The piston 20 that can be embodied in steplike form likewise received in the hollow chamber 84 is surrounded by a control chamber sleeve 26. On the control chamber sleeve 26 there is a bite edge 28, with which the control chamber sleeve 26, acted upon by a spring, is positioned on a plane face 72 of the injector body 12. The piston 20 that can be embodied in steplike form includes a first region, which is embodied with a first diameter 74, and a second region, which is embodied with a second diameter 76. The first diameter 74 is dimensioned as larger than the second diameter 76. Because of the diameter difference with which the two portions of the piston 20 that can be embodied in steplike form are dimensioned, a first hydraulic chamber 24 is formed inside the control chamber sleeve 26 that surrounds the piston 20 that can be embodied in steplike form. By means of this chamber, a first face end 38 of a control piston 36 can be acted upon.

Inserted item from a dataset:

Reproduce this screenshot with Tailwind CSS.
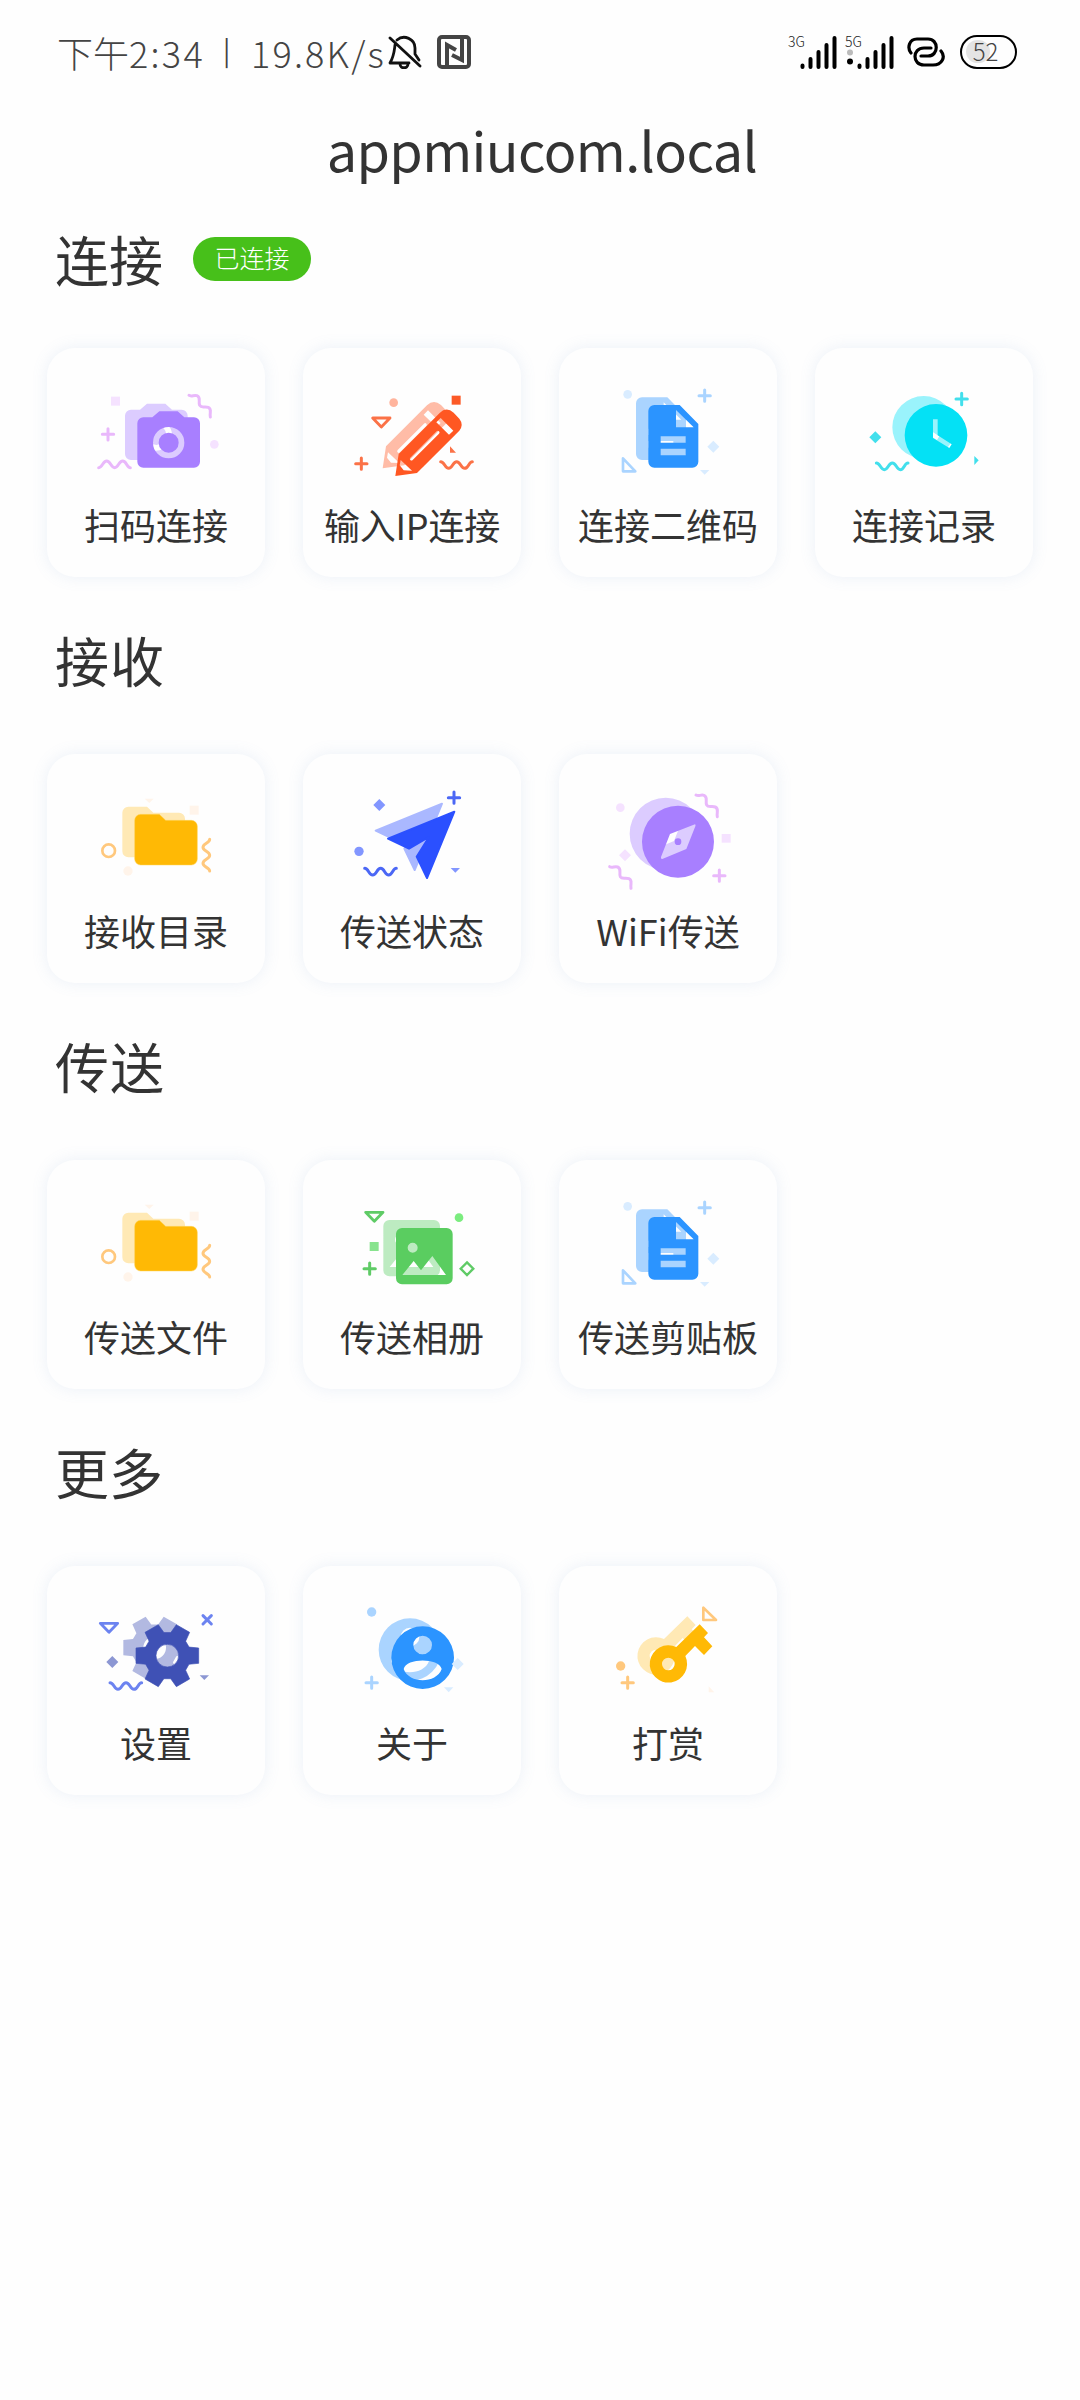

On the piston 20 that can be embodied in steplike form, because of the difference in diameter between the first diameter 74 and the second diameter 76, an annular face identified by reference numeral 32 develops, which defines the first hydraulic chamber 24 that is furthermore defined by the inner circumferential surface of the control chamber sleeve 26, by a first face end 38 of the control piston 36, and by parts of the plane face 72 of the injector body 12.